L’appuntamento è per le cinque. Alle quattro e trenta lo spazio presentazioni è già stipato di persone che attendono in ansia, copia alla mano, che arrivi Amélie. Fa molto caldo dentro. Fuori invece soffia un vento freddo, ma dalla luce si direbbe che a Firenze sia già primavera. Ed eccola che arriva, accompagnata dall’editrice Daniela Di Sora di Voland. Dell’incontro fisico con Amélie Nothomb colpisce la sua bellezza. Un’accozzaglia di culture sembrano aver preso posto, tutte, nessuna esclusa, nella sua persona. I capelli corvini sul make up avorio da giapponese, il rouge di una parigina, l’allure di una ragazza perbene di Bruxelles. Eppure quegli occhi da enfant terrible rivelano che dentro a mademoiselle Nothomb c’è qualcosa di selvaggio. È vestita di nero, non un gioiello, solo il suo capottino retrò la lega alla ragazza un po’ spettrale dai cappellini bizzarri. Ora è una donna più matura che gioca meno con l’immagine e di più con le parole perché, a detta di tutti, quest’ultimo romanzo che presenta nel suo tour italiano è un’opera diversa. Con trama più semplice e linguaggio più limpido e frastagliato di prima. Amélie guarda il pubblico sorride e dice: «Cosa vi aspettate che faccia? Venite avanti!». Firma le copie e se ne va all’appuntamento successivo presso la libreria Giunti, ore sei. Mezza Edison che non si accontenta solo di averla vista si sposta in pellegrinaggio di là d’Arno, dopo Ponte Vecchio. Arrivati alla libreria la situazione è a dir poco delirante, non c’è spazio per un sospiro e nel farsi posto c’è chi butta giù libri e scaffali. Un fiume umano. Riesco fortunatamente a fermare un minuto la traduttrice di Amélie Nothomb, Monica Capuani, prima che inizi la presentazione e gentilmente risponde, in una situazione tutt’altro che comoda, alle mie domande.
La lettura dell’incipit di Causa di forza maggiore da parte dell’autrice, offre lo spunto alla Capuani per un dialogo-intervista intelligente e divertente che fa emergere sia il libro sia la personalità dell’autrice in un composto omogeneo.
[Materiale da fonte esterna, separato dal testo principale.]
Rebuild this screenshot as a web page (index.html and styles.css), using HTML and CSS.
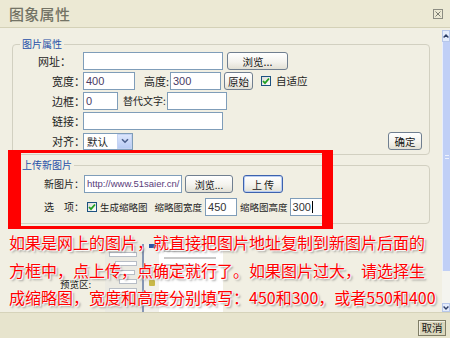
FILE: index.html
```html
<!DOCTYPE html>
<html lang="zh-CN">
<head>
<meta charset="utf-8">
<title>图象属性</title>
<link rel="stylesheet" href="styles.css">
</head>
<body>
<div class="dialog">
  <header class="titlebar">
    <span class="title">图象属性</span>
    <span class="close"><svg width="10" height="10" viewBox="0 0 10 10"><rect x="0.5" y="0.5" width="9" height="9" fill="none" stroke="#8c8c82"/><path d="M2.5 2.5 L7.5 7.5 M7.5 2.5 L2.5 7.5" stroke="#7c7c72" stroke-width="1"/></svg></span>
  </header>
  <div class="main">
    <div class="content">
      <fieldset class="group g1">
        <legend>图片属性</legend>
        <div class="rows">
          <div class="row">
            <span class="lbl lbl-url">网址：</span>
            <span class="input w-url"></span>
            <span class="btn b-browse">浏览...</span>
          </div>
          <div class="row">
            <span class="lbl">宽度：</span>
            <span class="input w-400">400</span>
            <span class="txt t-h">高度:</span>
            <span class="input w-300">300</span>
            <span class="btn b-orig">原始</span>
            <span class="cb cb-auto"><svg width="8" height="8" viewBox="0 0 8 8"><path d="M1 4 L3 6.2 L7 1.5" fill="none" stroke="#21a121" stroke-width="1.8"/></svg></span>
            <span class="txt t-auto">自适应</span>
          </div>
          <div class="row">
            <span class="lbl">边框：</span>
            <span class="input w-0">0</span>
            <span class="txt t-alt">替代文字:</span>
            <span class="input w-alt"></span>
          </div>
          <div class="row">
            <span class="lbl">链接：</span>
            <span class="input w-url"></span>
          </div>
          <div class="row">
            <span class="lbl">对齐：</span>
            <span class="select"><span class="sel-val">默认</span><span class="sel-arr"><svg width="8" height="6" viewBox="0 0 8 6"><path d="M1 1.2 L4 4.2 L7 1.2" fill="none" stroke="#4a5f8c" stroke-width="1.6"/></svg></span></span>
            <span class="btn b-ok">确定</span>
          </div>
        </div>
      </fieldset>
      <fieldset class="group g2">
        <legend>上传新图片</legend>
        <div class="rows rows2">
          <div class="row">
            <span class="lbl2">新图片：</span>
            <span class="input w-file">http://www.51saier.cn/</span>
            <span class="btn b-browse2">浏览...</span>
            <span class="btn b-up">上 传</span>
          </div>
          <div class="row">
            <span class="lbl2">选　项：</span>
            <span class="cb cb-thumb"><svg width="8" height="8" viewBox="0 0 8 8"><path d="M1 4 L3 6.2 L7 1.5" fill="none" stroke="#21a121" stroke-width="1.8"/></svg></span>
            <span class="txt2 t-gen">生成缩略图</span>
            <span class="txt2 t-tw">缩略图宽度</span>
            <span class="input w-tw">450</span>
            <span class="txt2 t-th">缩略图高度</span>
            <span class="input w-th">300<span class="caret"></span></span>
          </div>
        </div>
      </fieldset>
      <div class="preview">
        <span class="pv-label">预览区:</span>
        <div class="thumb">
          <div class="t-left">
            <span class="t-bar tb1"></span>
            <span class="t-bar tb2"></span>
            <span class="t-bar tb3"></span>
            <span class="t-bar tb4"></span>
            <span class="t-bar tb5"></span>
          </div>
          <div class="t-div"></div>
          <div class="t-mid">
            <span class="t-blue"></span>
            <span class="t-icon"></span>
          </div>
          <div class="t-right">
            <span class="t-line l1"></span>
            <span class="t-line l2"></span>
            <span class="t-line l3"></span>
          </div>
        </div>
      </div>
    </div>
    <div class="scroll">
      <div class="sb-up"><svg width="6" height="4" viewBox="0 0 6 4"><path d="M0.6 3.4 L3 1 L5.4 3.4" fill="none" stroke="#2c3e66" stroke-width="1.4"/></svg></div>
      <div class="sb-thumb"><span class="grip"></span></div>
      <div class="sb-track"></div>
      <div class="sb-down"><svg width="6" height="4" viewBox="0 0 6 4"><path d="M0.6 0.6 L3 3 L5.4 0.6" fill="none" stroke="#2c3e66" stroke-width="1.4"/></svg></div>
    </div>
  </div>
  <footer class="footer">
    <span class="btn-cancel">取消</span>
  </footer>
</div>
<div class="mark"></div>
<div class="note">
  <span class="note-line">如果是网上的图片，就直接把图片地址复制到新图片后面的</span>
  <span class="note-line">方框中，点上传，点确定就行了。如果图片过大，请选择生</span>
  <span class="note-line">成缩略图，宽度和高度分别填写：450和300，或者550和400</span>
</div>
</body>
</html>
```

FILE: styles.css
```css
* { box-sizing: border-box; }
html, body { margin: 0; padding: 0; }
body {
  width: 450px;
  height: 338px;
  overflow: hidden;
  background: #f1efe3;
  font-family: "Noto Sans CJK SC", sans-serif;
  color: #1e1e1e;
  position: relative;
}
.dialog { display: flex; flex-direction: column; height: 338px; }

.titlebar {
  height: 28px;
  flex: none;
  display: flex;
  align-items: center;
  justify-content: space-between;
  padding: 0 7px 0 9px;
  background: #ece9d4;
  border-bottom: 1px solid #d4d1b7;
}
.title { font-size: 15px; line-height: 1; color: #737365; font-weight: 500; letter-spacing: 0.3px; }
.close { display: flex; }

.main { height: 284px; flex: none; display: flex; overflow: hidden; }
.content { flex: 1; min-width: 0; overflow: hidden; }

.group {
  margin: 10px 12px 0 12px;
  padding: 2px 7px 4px 0;
  border: 1px solid #d2d0c1;
  border-radius: 4px;
  min-width: 0;
}
.group legend {
  margin-left: 7px;
  padding: 0 2px;
  font-size: 10px;
  line-height: 12px;
  color: #1f4fa8;
}
.g2 { margin-top: 4px; padding: 4px 7px 7px 0; }
.rows { display: flex; flex-direction: column; gap: 2px; }
.rows2 { gap: 5px; }
.row { display: flex; align-items: center; height: 18px; }

.lbl {
  flex: none;
  width: 72px;
  margin-right: -2px;
  text-align: right;
  font-size: 11px;
  line-height: 18px;
  white-space: nowrap;
}
.lbl-url { padding-right: 14px; }
.lbl2 {
  flex: none;
  width: 71px;
  text-align: right;
  font-size: 10px;
  line-height: 18px;
  white-space: nowrap;
}
.txt { flex: none; white-space: nowrap; line-height: 18px; }
.t-h { margin-left: 9px; width: 26px; font-size: 11px; }
.t-alt { margin-left: 5px; width: 44px; font-size: 10px; }
.t-auto { margin-left: 5px; font-size: 10.5px; }
.txt2 { flex: none; white-space: nowrap; font-size: 9.5px; line-height: 18px; }
.t-gen { margin-left: 3px; }
.t-tw { margin-left: 7px; }
.t-th { margin-left: 3px; }

.input {
  flex: none;
  height: 18px;
  border: 1px solid #7f9db9;
  background: #fff;
  font-family: "Liberation Sans", sans-serif;
  font-size: 11px;
  line-height: 16px;
  color: #4b3b63;
  padding: 0 2px;
  overflow: hidden;
  white-space: nowrap;
}
.w-url { width: 140px; }
.w-400 { width: 52px; }
.w-300 { width: 51px; }
.w-0 { width: 35px; }
.w-alt { width: 60px; }
.w-file { width: 98px; font-size: 9.5px; color: #5a3d7a; padding-left: 2px; }
.w-tw { width: 32px; margin-left: 3px; color: #333; }
.w-th { width: 40px; margin-left: 2px; color: #333; }
.caret { display: inline-block; width: 1px; height: 12px; background: #000; vertical-align: -2px; margin-left: 1px; }

.btn {
  flex: none;
  display: flex;
  align-items: center;
  justify-content: center;
  height: 18px;
  border: 1px solid #707f90;
  border-radius: 3px;
  background: linear-gradient(#ffffff, #f4f3ee 55%, #e2e0d5);
  font-size: 10.5px;
  color: #151515;
  white-space: nowrap;
}
.b-browse { margin-left: 4px; width: 61px; }
.b-orig { margin-left: 3px; width: 29px; }
.b-ok { margin-left: auto; width: 34px; }
.b-browse2 { margin-left: 3px; width: 48px; font-size: 10px; }
.b-up {
  margin-left: 10px;
  width: 40px;
  border-color: #3d62ad;
  box-shadow: inset 0 0 0 1px #b9cdf3;
  font-size: 10px;
}

.cb {
  flex: none;
  width: 10px;
  height: 10px;
  border: 1px solid #1d5281;
  background: linear-gradient(135deg, #dcdcd6, #ffffff);
  display: flex;
  align-items: center;
  justify-content: center;
}
.cb-auto { margin-left: 8px; }
.cb-thumb { margin-left: 3px; }

.select {
  flex: none;
  width: 50px;
  height: 17px;
  border: 1px solid #7f9db9;
  background: #fff;
  display: flex;
}
.sel-val { flex: 1; font-size: 10.5px; line-height: 15px; padding-left: 3px; }
.sel-arr {
  width: 15px;
  background: linear-gradient(#dce6fc, #b8cbf4);
  border: 1px solid #c4d3f3;
  display: flex;
  align-items: center;
  justify-content: center;
}

.preview { display: flex; align-items: flex-start; margin-top: 20px; padding-left: 60px; }
.pv-label { flex: none; width: 45px; margin-top: 35px; font-size: 9.5px; line-height: 10px; color: #1a1a1a; }
.thumb { flex: none; width: 118px; height: 70px; display: flex; background: #fff; }
.t-left { width: 37px; background: #ebeae2; display: flex; flex-direction: column; gap: 4px; padding: 8px 3px 0 4px; }
.t-bar { display: block; height: 5px; background: #fff; border: 1px solid #b7bdc6; }
.tb1 { width: 28px; }
.tb2 { width: 22px; margin-left: 6px; }
.tb3 { width: 26px; }
.tb4 { width: 18px; margin-left: 10px; }
.tb5 { width: 28px; }
.t-div { width: 2px; background: #8595b4; }
.t-mid { width: 15px; background: #f2f1ec; display: flex; flex-direction: column; align-items: center; }
.t-blue { width: 8px; height: 4px; background: #2c55a8; margin-left: 2px; }
.t-icon { width: 6px; height: 6px; margin-top: 32px; background: #c9b94a; border-radius: 1px; }
.t-right { flex: 1; display: flex; flex-direction: column; gap: 5px; padding: 6px 6px 0 5px; }
.t-line { display: block; height: 2px; background: #c9c9c9; }
.l1 { width: 40px; }
.l2 { width: 52px; }
.l3 { width: 30px; }

.scroll { width: 8px; flex: none; display: flex; flex-direction: column; padding-top: 2px; }
.sb-up {
  height: 12px;
  background: #e4ecfc;
  border: 1px solid #b7c7ea;
  display: flex;
  align-items: center;
  justify-content: center;
}
.sb-thumb {
  height: 229px;
  background: #c0cff6;
  border-left: 1px solid #e8eefc;
  display: flex;
  align-items: center;
  justify-content: center;
}
.grip { width: 4px; height: 4px; border-top: 1px solid #eef2fd; border-bottom: 1px solid #eef2fd; }
.sb-track { flex: 1; background: #f4f4ef; }
.sb-down {
  height: 9px;
  background: #e4ecfc;
  border: 1px solid #b7c7ea;
  display: flex;
  align-items: center;
  justify-content: center;
}

.footer {
  flex: 1;
  background: #e7e4cd;
  border-top: 1px solid #d6d3ba;
  display: flex;
  justify-content: flex-end;
  align-items: flex-start;
  padding: 7px 4px 0 0;
}
.btn-cancel {
  width: 28px;
  height: 16px;
  border: 1px solid #7f7d66;
  background: #dad6bb;
  box-shadow: inset 1px 1px 0 #f1efe2;
  font-size: 10.5px;
  line-height: 14px;
  text-align: center;
  color: #151515;
}

.mark {
  position: absolute;
  left: 8px;
  top: 150px;
  width: 325px;
  height: 79px;
  border-style: solid;
  border-color: #ff0000;
  border-width: 3px 11px 3px 13px;
}
.note {
  position: absolute;
  left: 9px;
  top: 234px;
  font-size: 16px;
  line-height: 16px;
  color: #ff0000;
  white-space: nowrap;
  text-shadow: 0 0 1px #fff, 0 0 2px #fff, 1px 1px 1px #fff, 2px 2px 2px rgba(80, 80, 80, 0.6);
}
.note-line { display: block; height: 16px; margin-bottom: 11.5px; }
```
Si parla della scelta del titolo e dei nomi dei protagonisti ma anche del dialogo, forma privilegiata della scrittura nothombiana, e del ritmo che l’autrice ritiene fondamentale: «Se fate le cose più bizzarre fatele in fretta e nessuno se ne accorgerà», dice. È però la crisi d’identità, schema narrativo di Causa di forza maggiore il tema centrale dell’incontro. Il mestiere di scrivere, il rapporto piacere-dolore, i viaggi. L’universo nothombiano emerge da quest’incontro in bilico tra realtà e possibilità, un confine del possibile che Amélie riesce a rendere sottilissimo.
Per un’ora si dà da fare per mostrarsi com’è, un’antidiva. Maledettamente chic e al contempo mai altezzosa, la Nothomb dà una lezione ai molti autori boriosi su come prendersi in giro senza perdere dignità, su come ringraziare i lettori senza diventare stucchevole. Con i suoi personaggi sembra condividere la possibilità delle grandi sorprese, la mancanza di pregiudizi, l’essere “chi si è” in quel momento malgrado “chi siamo stati” o “chi diventeremo”.
Quando finalmente mi siedo accanto a lei per intervistarla, non posso fare a meno di pensare alle magnifiche bambine di Mark Ryden, un insieme magico di purezza e perversità. Perché questa donna, capace di sputare aforismi affilati come la lingua di Mme De Merteuil, offre anche l’opportunità ai personaggi più viscidi di redimersi. «Non è mai troppo tardi per smettere di essere un mostro». Letteratura? Forse sì, ma in un mondo in cui è il presente che conta forse renderebbe le nostre vite più facili e soprattutto più leggere. Come dice la Nothomb anche il piacere può definire la personalità. Ascoltarla e leggerla ne sono la prova.